Problem to solve ▸ Give only the number of lines that contain the word "screenshot".

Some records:
BEGIN
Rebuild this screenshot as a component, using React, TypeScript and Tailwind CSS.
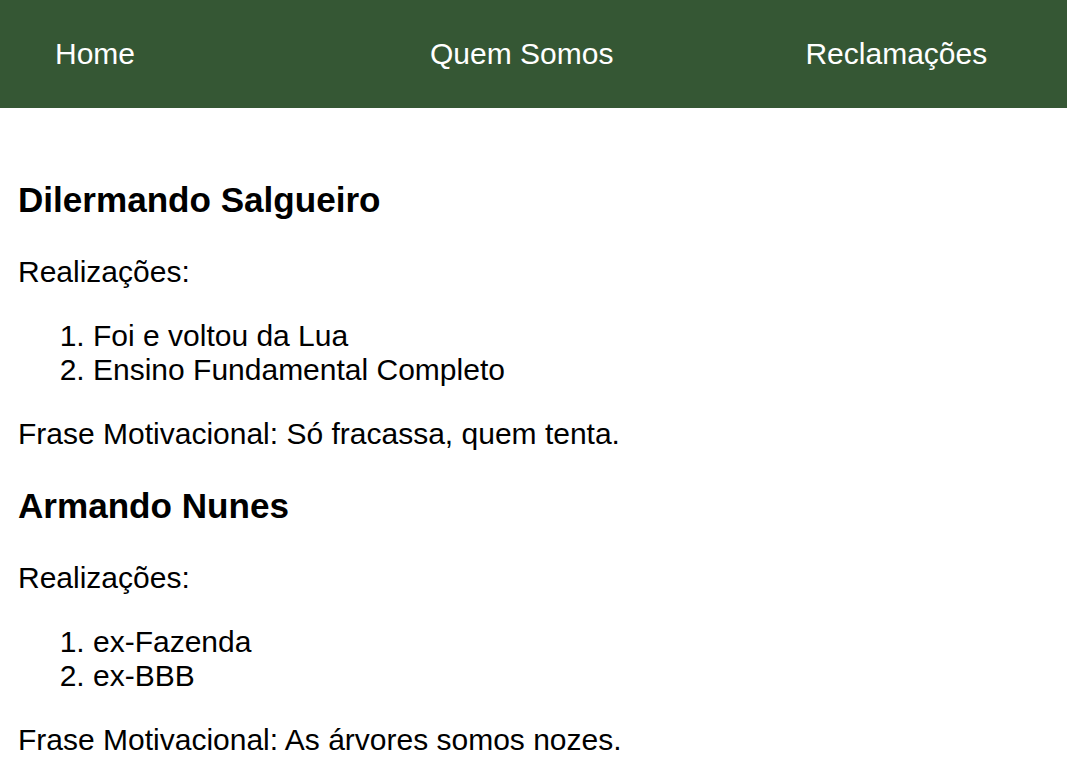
const pessoas = [
  {
    nome: 'Dilermando Salgueiro',
    realizacoes: ['Foi e voltou da Lua', 'Ensino Fundamental Completo'],
    frase: 'Só fracassa, quem tenta.',
  },
  {
    nome: 'Armando Nunes',
    realizacoes: ['ex-Fazenda', 'ex-BBB'],
    frase: 'As árvores somos nozes.',
  },
];

function Navbar() {
  return (
    <nav className="flex h-[108px] items-center bg-[#355734] pl-[55px] text-[30px] leading-[normal] text-white">
      <a href="#">Home</a>
      <a href="#" className="ml-[295px]">Quem Somos</a>
      <a href="#" className="ml-[192px]">Reclamações</a>
    </nav>
  );
}

export default function App() {
  return (
    <div className="min-h-screen bg-white font-['Liberation_Sans',Arial,sans-serif] text-black">
      <Navbar />
      <main className="px-[18px] pt-[37px] text-[30px] leading-[normal]">
        {pessoas.map((p) => (
          <section key={p.nome}>
            <h3 className="my-[35.1px] text-[35.1px] font-bold leading-[normal]">{p.nome}</h3>
            <p className="my-[30px]">Realizações:</p>
            <ol className="my-[30px] list-decimal pl-[75px]">
              {p.realizacoes.map((r) => (
                <li key={r}>{r}</li>
              ))}
            </ol>
            <p className="my-[30px]">Frase Motivacional: {p.frase}</p>
          </section>
        ))}
      </main>
    </div>
  );
}
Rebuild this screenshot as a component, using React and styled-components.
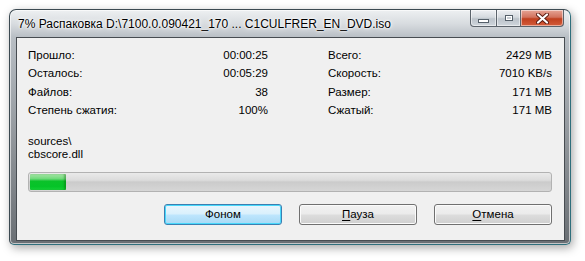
import styled, { createGlobalStyle } from "styled-components";

const Global = createGlobalStyle`
  html, body { margin: 0; background: #ffffff; }
  body { font-family: Tahoma, "Liberation Sans", Arial, sans-serif; }
`;

/* ─── frame ─────────────────────────────────────────── */

const Stage = styled.div`
  padding: 9px 14px 16px 9px;
  width: 562px;
`;

const Window = styled.div`
  height: 236px;
  box-sizing: border-box;
  border: 1px solid #3c4a52;
  border-right-color: #2f6f7c;
  border-bottom-color: #2f6f7c;
  border-radius: 7px 7px 5px 5px;
  background: linear-gradient(
    180deg,
    #eef0f2 0px,
    #d7dbdf 14px,
    #b9bfc5 27px,
    #8d9297 60%,
    #6a6f74 100%
  );
  box-shadow: 0 0 0 1px rgba(255, 255, 255, 0.6) inset,
    2px 3px 10px rgba(0, 0, 0, 0.35);
  display: flex;
  flex-direction: column;
  padding: 0 5px 3px 6px;
`;

const TitleBar = styled.div`
  height: 27px;
  display: flex;
  align-items: flex-start;
  justify-content: space-between;
`;

const Title = styled.span`
  margin: 7px 0 0 2px;
  font-family: "Liberation Sans", Arial, sans-serif;
  font-size: 12px;
  color: #000;
  white-space: nowrap;
  text-shadow: 0 0 6px #fff, 0 0 3px #fff, 0 0 2px #fff;
`;

const Controls = styled.div`
  display: flex;
  margin-right: 1px;
`;

const Ctl = styled.span`
  height: 17px;
  box-sizing: border-box;
  display: flex;
  align-items: center;
  justify-content: center;
  border: 1px solid #5b636b;
  border-top: none;
  width: ${(p) => p.$w}px;
  background: ${(p) =>
    p.$close
      ? "linear-gradient(180deg,#e6a596 0%,#d2735e 45%,#c0401f 55%,#d45c3a 100%)"
      : "linear-gradient(180deg,#eef0f3 0%,#d5dadf 45%,#bcc3ca 55%,#cfd6dc 100%)"};
  border-radius: ${(p) => p.$r};
  box-shadow: inset 0 0 0 1px rgba(255, 255, 255, 0.5);
  & + & {
    border-left: none;
  }
`;

const CtlMin = styled.span`
  width: 9px;
  height: 2px;
  margin-top: 5px;
  background: #fff;
  border: 1px solid #55606a;
`;

const CtlMax = styled.span`
  width: 6px;
  height: 4px;
  border: 1px solid #55606a;
  outline: 1px solid #fff;
  outline-offset: -2px;
  background: #c8ced4;
`;

/* ─── client ────────────────────────────────────────── */

const Client = styled.div`
  flex: 1;
  background: #f0f0f0;
  border: 1px solid #474c51;
  padding: 8px 12px 0 11px;
  font-family: "Liberation Sans", Arial, sans-serif;
  font-size: 11.5px;
  color: #000;
`;

const Stats = styled.div`
  display: grid;
  grid-template-columns: 240px 224px;
  column-gap: 60px;
`;

const Col = styled.div`
  display: flex;
  flex-direction: column;
`;

const Row = styled.div`
  display: flex;
  justify-content: space-between;
  height: 18.4px;
  line-height: 18.4px;
`;

const Path = styled.div`
  margin-top: 15px;
  line-height: 13px;
`;

const Bar = styled.div`
  margin-top: 11px;
  width: 524px;
  height: 20px;
  box-sizing: border-box;
  border: 1px solid #b2b2b2;
  border-radius: 3px;
  background: linear-gradient(180deg, #eaeaea 0%, #dcdcdc 40%, #cbcbcb 50%, #d6d6d6 100%);
  overflow: hidden;
  padding: 1px;
`;

const Fill = styled.div`
  height: 100%;
  border-radius: 1px;
  background: linear-gradient(
    180deg,
    #a8e6a8 0%,
    #6fd97a 30%,
    #0bc22a 45%,
    #05c428 80%,
    #19d43a 100%
  );
  box-shadow: inset -2px 0 2px rgba(0, 90, 0, 0.35);
`;

const Buttons = styled.div`
  margin-top: 12px;
  display: flex;
  justify-content: flex-end;
  gap: 17px;
`;

const Button = styled.button`
  width: 118px;
  height: 21px;
  padding: 0;
  font-family: "Liberation Sans", Arial, sans-serif;
  font-size: 11.5px;
  color: #000;
  border-radius: 3px;
  border: 1px solid ${(p) => (p.$def ? "#3c7fb1" : "#707070")};
  box-shadow: inset 0 0 0 1px ${(p) => (p.$def ? "#48d8fb" : "#fbfbfb")};
  background: ${(p) =>
    p.$def
      ? "linear-gradient(180deg,#eaf6fd 0%,#d9f0fc 48%,#bee6fd 52%,#a7d9f5 100%)"
      : "linear-gradient(180deg,#f2f2f2 0%,#ebebeb 48%,#dddddd 52%,#cfcfcf 100%)"};
  u {
    text-decoration: underline;
    text-underline-offset: 2px;
  }
`;

const left = [
  ["Прошло:", "00:00:25"],
  ["Осталось:", "00:05:29"],
  ["Файлов:", "38"],
  ["Степень сжатия:", "100%"],
];

const right = [
  ["Всего:", "2429 MB"],
  ["Скорость:", "7010 KB/s"],
  ["Размер:", "171 MB"],
  ["Сжатый:", "171 MB"],
];

export default function App() {
  const percent = 7;
  return (
    <>
      <Global />
      <Stage>
        <Window>
          <TitleBar>
            <Title>7% Распаковка D:\7100.0.090421_170 ... C1CULFRER_EN_DVD.iso</Title>
            <Controls>
              <Ctl $w={27} $r="0 0 0 4px">
                <CtlMin />
              </Ctl>
              <Ctl $w={24} $r="0">
                <CtlMax />
              </Ctl>
              <Ctl $w={43} $r="0 0 4px 0" $close>
                <svg width="13" height="11" viewBox="0 0 13 11">
                  <path
                    d="M2 1.5 L11 9.5 M11 1.5 L2 9.5"
                    stroke="#5a1a10"
                    strokeWidth="4"
                    strokeLinecap="round"
                  />
                  <path
                    d="M2 1.5 L11 9.5 M11 1.5 L2 9.5"
                    stroke="#fff"
                    strokeWidth="2.2"
                    strokeLinecap="round"
                  />
                </svg>
              </Ctl>
            </Controls>
          </TitleBar>
          <Client>
            <Stats>
              <Col>
                {left.map(([k, v]) => (
                  <Row key={k}>
                    <span>{k}</span>
                    <span>{v}</span>
                  </Row>
                ))}
              </Col>
              <Col>
                {right.map(([k, v]) => (
                  <Row key={k}>
                    <span>{k}</span>
                    <span>{v}</span>
                  </Row>
                ))}
              </Col>
            </Stats>
            <Path>
              sources\
              <br />
              cbscore.dll
            </Path>
            <Bar>
              <Fill style={{ width: `${percent}%` }} />
            </Bar>
            <Buttons>
              <Button $def>Фоном</Button>
              <Button>
                <u>П</u>ауза
              </Button>
              <Button>
                <u>О</u>тмена
              </Button>
            </Buttons>
          </Client>
        </Window>
      </Stage>
    </>
  );
}
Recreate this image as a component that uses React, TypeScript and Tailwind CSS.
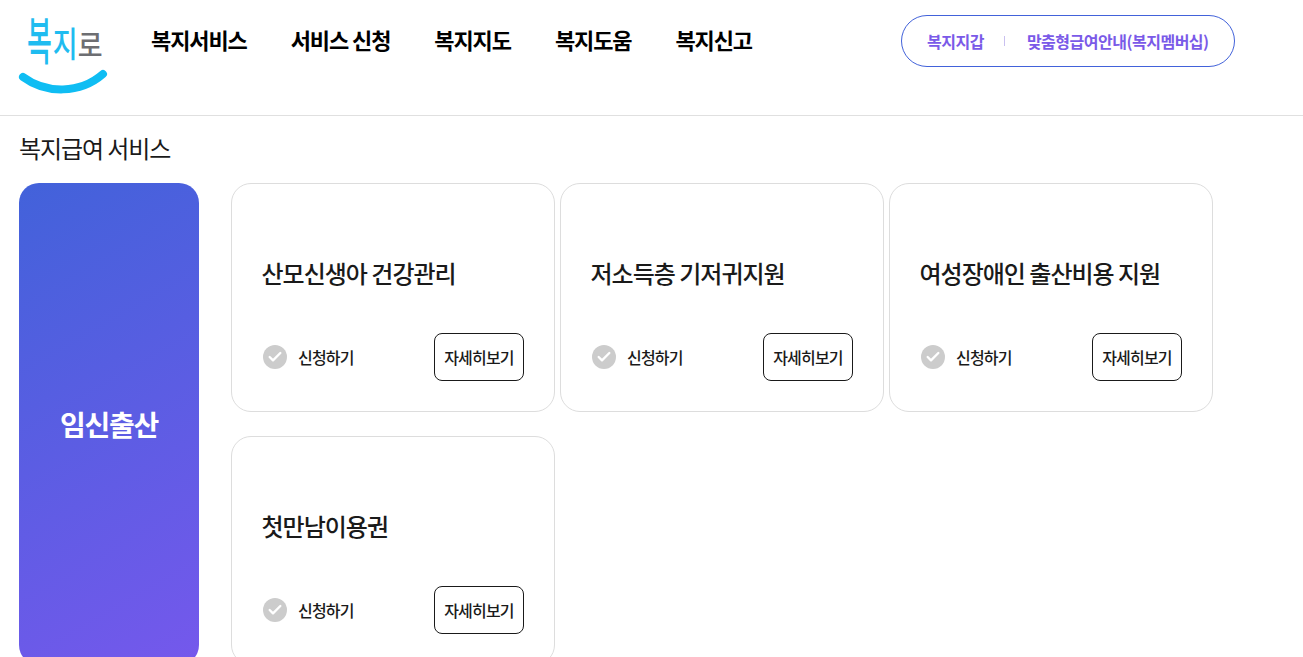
import { Check } from "lucide-react"

const navItems = ["복지서비스", "서비스 신청", "복지지도", "복지도움", "복지신고"]

const Logo = () => (
  <div className="relative w-[90px] h-[88px] shrink-0">
    <div className="flex items-start h-[60px] pl-[9px]">
      <span className="text-[27px] leading-[30px] font-medium text-[#1fbcf0] scale-y-[1.9] origin-top mt-[3px]">복</span>
      <span className="text-[27px] leading-[30px] font-medium text-[#1fbcf0] scale-y-[1.3] mt-[20px] ml-[1px]">지</span>
      <span className="text-[27px] leading-[30px] font-medium text-[#6d6e72] scale-y-[1.1] mt-[21px]">로</span>
    </div>
    <svg className="absolute left-0 top-[60px]" width="90" height="30" viewBox="0 0 90 30" fill="none">
      <path d="M5 9 C 28 26, 62 26, 85 6" stroke="#0fbdf3" strokeWidth="8" strokeLinecap="round" />
    </svg>
  </div>
)

const ServiceCard = ({ title }: { title: string }) => (
  <div className="w-[324px] h-[229px] border border-[#dddddd] rounded-[20px] bg-white pt-[72px] pl-[30px] pr-[30px] flex flex-col">
    <h3 className="text-[24px] leading-[34px] font-medium tracking-[-1px] -ml-[0.5px] text-[#1a1a1a] h-[34px]">{title}</h3>
    <div className="flex items-center justify-between mt-[43px]">
      <div className="flex items-center gap-[11px] pl-[1px]">
        <span className="w-[24px] h-[24px] rounded-full bg-[#cccccc] flex items-center justify-center">
          <Check size={16} strokeWidth={3.5} className="text-white" />
        </span>
        <span className="text-[16px] font-medium text-[#1a1a1a] tracking-[-0.8px]">신청하기</span>
      </div>
      <button className="w-[90px] h-[48px] border border-[#1a1a1a] rounded-[8px] text-[16px] font-medium text-[#1a1a1a] tracking-[-0.8px]">
        자세히보기
      </button>
    </div>
  </div>
)

export default function App() {
  return (
    <div className="h-screen overflow-hidden bg-white font-['Noto_Sans_CJK_KR','Noto_Sans',sans-serif]">
      <header className="h-[116px] border-b border-[#e0e0e0] flex items-start pl-[18px]">
        <div className="pt-[8px]">
          <Logo />
        </div>
        <nav className="flex gap-[44px] ml-[43px] pt-[24px]">
          {navItems.map((item) => (
            <a key={item} className="text-[22px] leading-[30px] font-semibold text-black tracking-[-1.1px]">
              {item}
            </a>
          ))}
        </nav>
        <div className="ml-[149px] mt-[15px] w-[334px] h-[52px] border border-[#4262da] rounded-full flex items-center pl-[25px] text-[16px] font-semibold text-[#7a5ae8] tracking-[-0.5px]">
          <span>복지지갑</span>
          <span className="w-px h-[10px] bg-[#c9c0f0] ml-[20px] mr-[22px]" />
          <span>맞춤형급여안내(복지멤버십)</span>
        </div>
      </header>
      <main className="pl-[19px]">
        <h2 className="text-[24px] leading-[32px] mt-[16px] text-[#1a1a1a] tracking-[-1.1px]">복지급여 서비스</h2>
        <div className="flex mt-[19px]">
          <div className="w-[180px] h-[482px] shrink-0 rounded-[20px] bg-linear-[150deg] from-[#4262da] to-[#7558ec] flex items-center justify-center">
            <span className="text-[28px] font-semibold text-white tracking-[-1.2px]">임신출산</span>
          </div>
          <div className="ml-[32px] grid grid-cols-[324px_324px_324px] gap-x-[5px] gap-y-[24px] content-start">
            <ServiceCard title="산모신생아 건강관리" />
            <ServiceCard title="저소득층 기저귀지원" />
            <ServiceCard title="여성장애인 출산비용 지원" />
            <ServiceCard title="첫만남이용권" />
          </div>
        </div>
      </main>
    </div>
  )
}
END
Result below ▸ 2